Apesar de o projeto de pesquisa do professor prever a remoção do rejeito de minério de locais afetados pelo desastre ambiental, ele afirma considerar mais razoável a implementação de esforços para recomposição da natureza do que a retirada total da lama. Além de citar a dificuldade de se encontrar uma solução para remoção, transporte e disposição do material, Fiorotti acredita que esse processo pode trazer ainda mais danos para as comunidades já afetadas.
“Se você tirar essa lama de lá e levar para um aterro industrial, quem vai ganhar é o dono do aterro industrial, o dono da máquina e o dono do caminhão. A população vai ganhar o quê? (…) Eles vão ficar sem nada. Eles vão ficar cinco anos sem poder usar aquela região, porque vai ter máquina trabalhando”, argumenta. Para o professor, mais eficaz seria se o valor necessário para a retirada de toda a lama fosse reinvestido nas localidades.
De acordo com a Fundação Renova, entre as opções de manejo do rejeito, estão a remoção ou a conformação e tratamento do material no próprio local. “A escolha da melhor forma de recuperação ambiental deve levar em conta os impactos das atividades e a eficácia das mesmas para se obter os resultados desejados”, diz a entidade.
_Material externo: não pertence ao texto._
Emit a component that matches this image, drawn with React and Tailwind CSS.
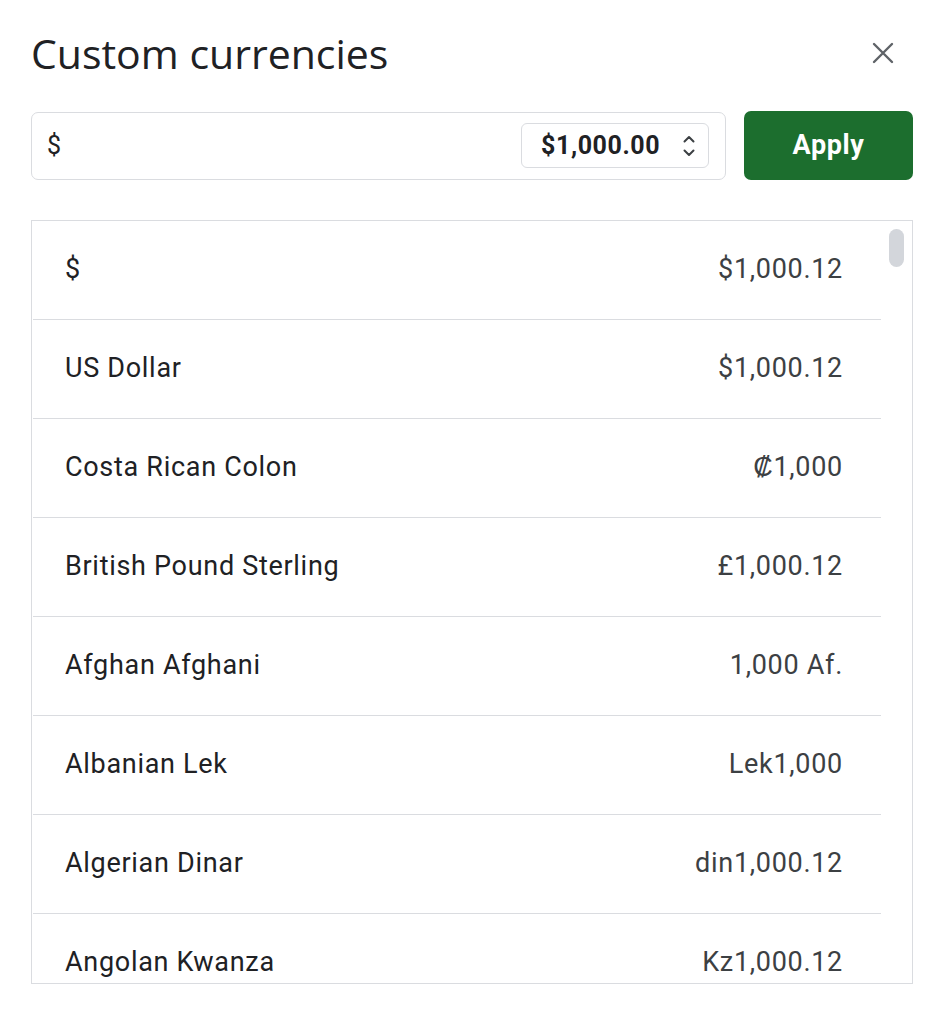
import React from "react";

const rows = [
  ["$", "$1,000.12"],
  ["US Dollar", "$1,000.12"],
  ["Costa Rican Colon", "₡1,000"],
  ["British Pound Sterling", "£1,000.12"],
  ["Afghan Afghani", "1,000 Af."],
  ["Albanian Lek", "Lek1,000"],
  ["Algerian Dinar", "din1,000.12"],
  ["Angolan Kwanza", "Kz1,000.12"],
];

export default function App() {
  return (
    <div className="w-[946px] h-[1024px] bg-white" style={{ fontFamily: "Roboto, 'Liberation Sans', sans-serif" }}>
      <div className="pl-[31px] pr-[33px] pt-[28px]">
        <div className="flex items-center justify-between h-[50px]">
          <h1 className="text-[41px] leading-none text-[#202124] tracking-[0px]" style={{ fontFamily: "'Open Sans', Roboto, sans-serif" }}>
            Custom currencies
          </h1>
          <button className="w-[40px] h-[40px] flex items-center justify-center mr-[10px]">
            <svg width="22" height="22" viewBox="0 0 22 22" fill="none" stroke="#5f6368" strokeWidth="2.4" strokeLinecap="round">
              <path d="M2 2L20 20M20 2L2 20" />
            </svg>
          </button>
        </div>
        <div className="flex items-center gap-[18px] mt-[33px]">
          <div className="flex-1 h-[68px] border border-[#dadce0] rounded-[7px] flex items-center justify-between pl-[15px] pr-[16px]">
            <span className="text-[25px] text-[#202124]">$</span>
            <div className="h-[45px] w-[188px] border border-[#dadce0] rounded-[6px] flex items-center pl-[19px] pr-[12px] justify-between">
              <span className="text-[25px] font-bold text-[#202124] tracking-[0.6px]">$1,000.00</span>
              <svg width="14" height="24" viewBox="0 0 14 24" fill="none" stroke="#3c4043" strokeWidth="2" strokeLinecap="round" strokeLinejoin="round">
                <path d="M2.5 7.5L7 3L11.5 7.5" />
                <path d="M2.5 16.5L7 21L11.5 16.5" />
              </svg>
            </div>
          </div>
          <button className="w-[169px] h-[69px] bg-[#1c6e2e] rounded-[7px] text-white text-[27px] font-bold tracking-[0.6px]">
            Apply
          </button>
        </div>
        <div className="relative mt-[40px] h-[764px] border border-[#dadce0] overflow-hidden">
          <div className="w-[848px] ml-[1px]">
            {rows.map(([name, val], i) => (
              <div
                key={i}
                className="h-[99px] border-b border-[#dadce0] flex items-center justify-between pl-[32px] pr-[38px] pb-[2px]"
              >
                <span className="text-[27px] text-[#202124] tracking-[0.7px]">{name}</span>
                <span className="text-[27px] text-[#3c4043] tracking-[0.7px]">{val}</span>
              </div>
            ))}
          </div>
          <div className="absolute right-[8px] top-[8px] w-[15px] h-[38px] rounded-full bg-[#d3d6db]" />
        </div>
      </div>
    </div>
  );
}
Nos pontos em que houver remoção, a intenção da fundação é adotar metodologia semelhante à escolhida para Barra Longa e Candonga, dispondo o material “definitivamente em depósitos preparados para este fim, contendo todos os controles ambientais e prevendo seu uso alternativo futuro”. Para a área de Bento Rodrigues, a retirada de 1 milhão de metros cúbicos de rejeito já está prevista. Os coordenadores do Instituto Prístino dizem que o discurso ainda está distante do que é visto na prática. “Eles têm que buscar uma alternativa, ou melhor, uma solução definitiva. Nós não temos a resposta”, diz a bióloga Luciana Kaminoque.